The City Council has scheduled a special meeting for Thursday night. By home-rule charter, council President Roger MacLean is acting mayor. Within 30 days, the council must choose someone to fill out the remaining two years of Pawlowski’s term, which will end after the November 2019 municipal election.

Pawlowski, 52, a Chicago native and former candidate for Pennsylvania governor and the U.S. Senate, won a fourth term in November. Allentown is the 120,000-population seat of Lehigh County.

If the council cannot choose a mayor, the Lehigh County Court of Common Pleas would name the successor.

The jury also convicted Allentown lawyer Scott Allinson on two counts of conspiracy and bribery.

Pawlowski’s attorney, Jack McMahon, said an appeal was possible.

“There are still pending some Rule 29 motions which are judgments of acquittal that have held under advisement by the judge,” McMahon told reporters. “I’m sure they’ll be litigated.”

Rule 29 of the federal rules of criminal procedure enables a defendant to move for a judgment of acquittal of any offense for which the evidence is insufficient to sustain a conviction. “That’s the next step in front of us legally,” said McMahon.

Pawlowski, first elected in 2005, launched several economic development initiatives in what he said was once a “dying, rust-belt city,” Two deals, considered together, won The Bond Buyer’s Northeast Deal of the Year award in 2013.

The Allentown Neighborhood Improvement Zone Development Authority sold $224.4 million in bonds to finance the construction of a downtown business district, centered around an 8,500-seat arena, the PPL Center.

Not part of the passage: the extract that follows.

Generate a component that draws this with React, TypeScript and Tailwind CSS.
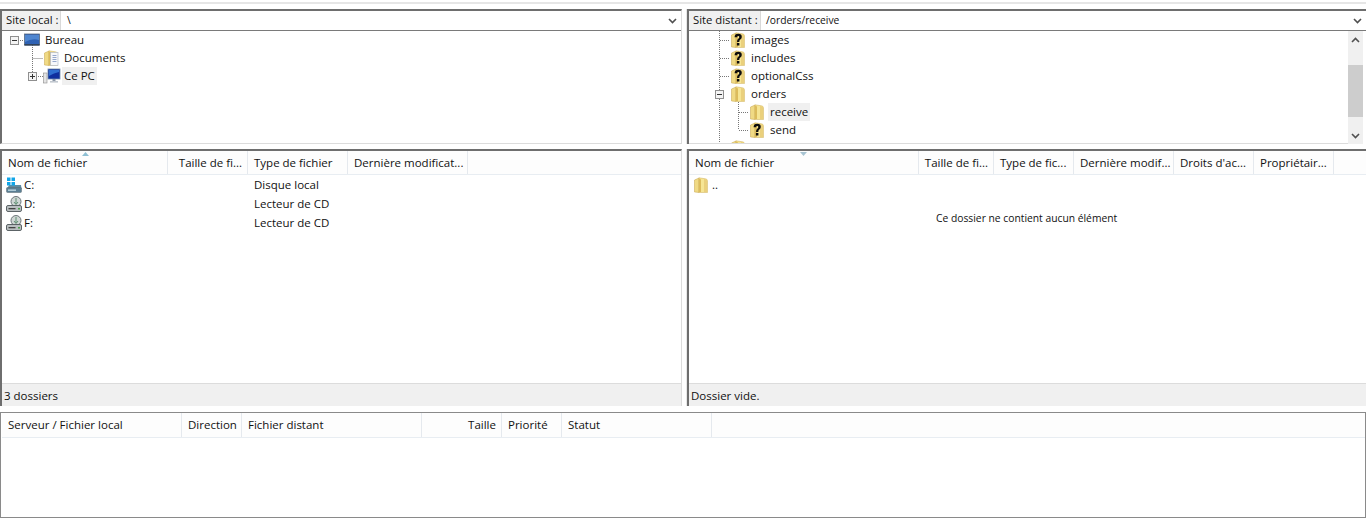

To help fund a large unfunded pension liability, Allentown leased its water and sewer system to the quasi-public Lehigh County Authority, which sold $308 million of bonds to finance the transaction.

The federal investigation targeted officials in Allentown and Reading, Pa.; 13 have pleaded guilty. Former Reading Mayor Vaughn Spencer and former Reading school board member Rebecca Acosta are scheduled to stand trial in May. They face multiple counts of conspiracy bribery and fraud.